TASK INSTRUCTIONS: Print out the material that follows word for word.

RECORDED INFORMATION:
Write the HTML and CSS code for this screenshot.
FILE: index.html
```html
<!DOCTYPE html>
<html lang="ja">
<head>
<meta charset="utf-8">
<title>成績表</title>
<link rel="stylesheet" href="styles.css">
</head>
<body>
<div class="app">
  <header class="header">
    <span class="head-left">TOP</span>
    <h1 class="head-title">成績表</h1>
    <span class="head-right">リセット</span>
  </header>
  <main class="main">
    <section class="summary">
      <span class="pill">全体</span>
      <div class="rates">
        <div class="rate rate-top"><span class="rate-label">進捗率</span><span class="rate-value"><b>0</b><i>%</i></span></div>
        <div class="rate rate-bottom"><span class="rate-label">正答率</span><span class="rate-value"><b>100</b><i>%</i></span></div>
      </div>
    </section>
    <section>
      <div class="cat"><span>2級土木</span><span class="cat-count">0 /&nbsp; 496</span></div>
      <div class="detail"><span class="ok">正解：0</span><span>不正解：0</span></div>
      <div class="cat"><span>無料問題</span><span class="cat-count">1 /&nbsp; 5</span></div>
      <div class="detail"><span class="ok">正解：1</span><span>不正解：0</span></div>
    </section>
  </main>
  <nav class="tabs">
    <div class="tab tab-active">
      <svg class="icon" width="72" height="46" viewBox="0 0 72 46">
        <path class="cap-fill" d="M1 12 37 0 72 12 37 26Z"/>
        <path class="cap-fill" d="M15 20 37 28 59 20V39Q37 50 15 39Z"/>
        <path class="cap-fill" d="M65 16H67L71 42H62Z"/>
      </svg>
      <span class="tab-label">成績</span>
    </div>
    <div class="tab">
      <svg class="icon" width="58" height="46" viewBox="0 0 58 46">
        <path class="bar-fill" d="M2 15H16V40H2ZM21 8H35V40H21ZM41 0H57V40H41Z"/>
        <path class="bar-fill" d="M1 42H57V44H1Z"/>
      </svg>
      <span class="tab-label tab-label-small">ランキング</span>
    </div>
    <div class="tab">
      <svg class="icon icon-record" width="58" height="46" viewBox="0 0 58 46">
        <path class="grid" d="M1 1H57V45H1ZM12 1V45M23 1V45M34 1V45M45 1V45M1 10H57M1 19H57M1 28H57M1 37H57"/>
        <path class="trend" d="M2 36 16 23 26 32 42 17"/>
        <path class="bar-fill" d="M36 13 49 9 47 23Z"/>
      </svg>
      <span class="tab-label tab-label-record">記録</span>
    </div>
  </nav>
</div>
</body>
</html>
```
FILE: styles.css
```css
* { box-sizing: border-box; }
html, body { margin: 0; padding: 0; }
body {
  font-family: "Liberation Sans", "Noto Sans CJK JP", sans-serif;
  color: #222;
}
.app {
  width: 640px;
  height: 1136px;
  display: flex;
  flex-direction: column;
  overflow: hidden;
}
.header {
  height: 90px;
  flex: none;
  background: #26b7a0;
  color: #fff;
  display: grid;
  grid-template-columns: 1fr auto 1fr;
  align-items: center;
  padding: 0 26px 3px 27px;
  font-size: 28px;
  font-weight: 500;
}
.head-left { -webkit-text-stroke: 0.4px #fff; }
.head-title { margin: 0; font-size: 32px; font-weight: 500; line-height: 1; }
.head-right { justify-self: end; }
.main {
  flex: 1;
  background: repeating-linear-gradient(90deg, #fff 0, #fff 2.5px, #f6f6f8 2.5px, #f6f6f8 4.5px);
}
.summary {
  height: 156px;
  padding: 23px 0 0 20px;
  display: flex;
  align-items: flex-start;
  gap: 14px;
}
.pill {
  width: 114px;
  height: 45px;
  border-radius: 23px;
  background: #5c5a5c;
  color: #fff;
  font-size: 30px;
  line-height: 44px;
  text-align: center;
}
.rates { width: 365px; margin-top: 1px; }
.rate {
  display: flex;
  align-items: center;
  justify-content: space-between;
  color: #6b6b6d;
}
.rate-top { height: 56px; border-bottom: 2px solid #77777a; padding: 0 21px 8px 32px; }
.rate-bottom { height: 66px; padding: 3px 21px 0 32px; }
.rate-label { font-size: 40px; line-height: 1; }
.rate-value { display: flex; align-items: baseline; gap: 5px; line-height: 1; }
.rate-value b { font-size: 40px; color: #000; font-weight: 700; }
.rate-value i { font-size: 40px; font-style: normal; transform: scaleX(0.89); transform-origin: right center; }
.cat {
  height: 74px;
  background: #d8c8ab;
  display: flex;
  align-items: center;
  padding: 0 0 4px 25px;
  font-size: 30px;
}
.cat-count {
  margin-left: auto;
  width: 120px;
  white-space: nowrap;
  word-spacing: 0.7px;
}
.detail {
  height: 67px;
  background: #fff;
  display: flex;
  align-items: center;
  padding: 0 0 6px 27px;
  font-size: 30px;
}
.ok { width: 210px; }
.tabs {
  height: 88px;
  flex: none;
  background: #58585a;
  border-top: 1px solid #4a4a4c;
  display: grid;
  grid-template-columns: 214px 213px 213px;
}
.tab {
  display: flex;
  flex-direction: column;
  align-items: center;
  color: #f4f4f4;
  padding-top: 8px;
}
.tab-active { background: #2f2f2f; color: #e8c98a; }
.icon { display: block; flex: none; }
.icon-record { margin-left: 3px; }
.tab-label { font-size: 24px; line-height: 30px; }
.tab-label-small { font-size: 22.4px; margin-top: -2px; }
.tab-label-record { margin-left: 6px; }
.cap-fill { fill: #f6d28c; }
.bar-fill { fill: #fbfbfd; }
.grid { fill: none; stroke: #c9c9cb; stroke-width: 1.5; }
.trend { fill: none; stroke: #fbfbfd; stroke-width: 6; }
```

WORKED ANSWER:
Write the HTML and CSS code for this screenshot.
FILE: index.html
```html
<!DOCTYPE html>
<html lang="ja">
<head>
<meta charset="utf-8">
<title>成績表</title>
<link rel="stylesheet" href="styles.css">
</head>
<body>
<div class="app">
  <header class="header">
    <span class="head-left">TOP</span>
    <h1 class="head-title">成績表</h1>
    <span class="head-right">リセット</span>
  </header>
  <main class="main">
    <section class="summary">
      <span class="pill">全体</span>
      <div class="rates">
        <div class="rate rate-top"><span class="rate-label">進捗率</span><span class="rate-value"><b>0</b><i>%</i></span></div>
        <div class="rate rate-bottom"><span class="rate-label">正答率</span><span class="rate-value"><b>100</b><i>%</i></span></div>
      </div>
    </section>
    <section>
      <div class="cat"><span>2級土木</span><span class="cat-count">0 /&nbsp; 496</span></div>
      <div class="detail"><span class="ok">正解：0</span><span>不正解：0</span></div>
      <div class="cat"><span>無料問題</span><span class="cat-count">1 /&nbsp; 5</span></div>
      <div class="detail"><span class="ok">正解：1</span><span>不正解：0</span></div>
    </section>
  </main>
  <nav class="tabs">
    <div class="tab tab-active">
      <svg class="icon" width="72" height="46" viewBox="0 0 72 46">
        <path class="cap-fill" d="M1 12 37 0 72 12 37 26Z"/>
        <path class="cap-fill" d="M15 20 37 28 59 20V39Q37 50 15 39Z"/>
        <path class="cap-fill" d="M65 16H67L71 42H62Z"/>
      </svg>
      <span class="tab-label">成績</span>
    </div>
    <div class="tab">
      <svg class="icon" width="58" height="46" viewBox="0 0 58 46">
        <path class="bar-fill" d="M2 15H16V40H2ZM21 8H35V40H21ZM41 0H57V40H41Z"/>
        <path class="bar-fill" d="M1 42H57V44H1Z"/>
      </svg>
      <span class="tab-label tab-label-small">ランキング</span>
    </div>
    <div class="tab">
      <svg class="icon icon-record" width="58" height="46" viewBox="0 0 58 46">
        <path class="grid" d="M1 1H57V45H1ZM12 1V45M23 1V45M34 1V45M45 1V45M1 10H57M1 19H57M1 28H57M1 37H57"/>
        <path class="trend" d="M2 36 16 23 26 32 42 17"/>
        <path class="bar-fill" d="M36 13 49 9 47 23Z"/>
      </svg>
      <span class="tab-label tab-label-record">記録</span>
    </div>
  </nav>
</div>
</body>
</html>
```
FILE: styles.css
```css
* { box-sizing: border-box; }
html, body { margin: 0; padding: 0; }
body {
  font-family: "Liberation Sans", "Noto Sans CJK JP", sans-serif;
  color: #222;
}
.app {
  width: 640px;
  height: 1136px;
  display: flex;
  flex-direction: column;
  overflow: hidden;
}
.header {
  height: 90px;
  flex: none;
  background: #26b7a0;
  color: #fff;
  display: grid;
  grid-template-columns: 1fr auto 1fr;
  align-items: center;
  padding: 0 26px 3px 27px;
  font-size: 28px;
  font-weight: 500;
}
.head-left { -webkit-text-stroke: 0.4px #fff; }
.head-title { margin: 0; font-size: 32px; font-weight: 500; line-height: 1; }
.head-right { justify-self: end; }
.main {
  flex: 1;
  background: repeating-linear-gradient(90deg, #fff 0, #fff 2.5px, #f6f6f8 2.5px, #f6f6f8 4.5px);
}
.summary {
  height: 156px;
  padding: 23px 0 0 20px;
  display: flex;
  align-items: flex-start;
  gap: 14px;
}
.pill {
  width: 114px;
  height: 45px;
  border-radius: 23px;
  background: #5c5a5c;
  color: #fff;
  font-size: 30px;
  line-height: 44px;
  text-align: center;
}
.rates { width: 365px; margin-top: 1px; }
.rate {
  display: flex;
  align-items: center;
  justify-content: space-between;
  color: #6b6b6d;
}
.rate-top { height: 56px; border-bottom: 2px solid #77777a; padding: 0 21px 8px 32px; }
.rate-bottom { height: 66px; padding: 3px 21px 0 32px; }
.rate-label { font-size: 40px; line-height: 1; }
.rate-value { display: flex; align-items: baseline; gap: 5px; line-height: 1; }
.rate-value b { font-size: 40px; color: #000; font-weight: 700; }
.rate-value i { font-size: 40px; font-style: normal; transform: scaleX(0.89); transform-origin: right center; }
.cat {
  height: 74px;
  background: #d8c8ab;
  display: flex;
  align-items: center;
  padding: 0 0 4px 25px;
  font-size: 30px;
}
.cat-count {
  margin-left: auto;
  width: 120px;
  white-space: nowrap;
  word-spacing: 0.7px;
}
.detail {
  height: 67px;
  background: #fff;
  display: flex;
  align-items: center;
  padding: 0 0 6px 27px;
  font-size: 30px;
}
.ok { width: 210px; }
.tabs {
  height: 88px;
  flex: none;
  background: #58585a;
  border-top: 1px solid #4a4a4c;
  display: grid;
  grid-template-columns: 214px 213px 213px;
}
.tab {
  display: flex;
  flex-direction: column;
  align-items: center;
  color: #f4f4f4;
  padding-top: 8px;
}
.tab-active { background: #2f2f2f; color: #e8c98a; }
.icon { display: block; flex: none; }
.icon-record { margin-left: 3px; }
.tab-label { font-size: 24px; line-height: 30px; }
.tab-label-small { font-size: 22.4px; margin-top: -2px; }
.tab-label-record { margin-left: 6px; }
.cap-fill { fill: #f6d28c; }
.bar-fill { fill: #fbfbfd; }
.grid { fill: none; stroke: #c9c9cb; stroke-width: 1.5; }
.trend { fill: none; stroke: #fbfbfd; stroke-width: 6; }
```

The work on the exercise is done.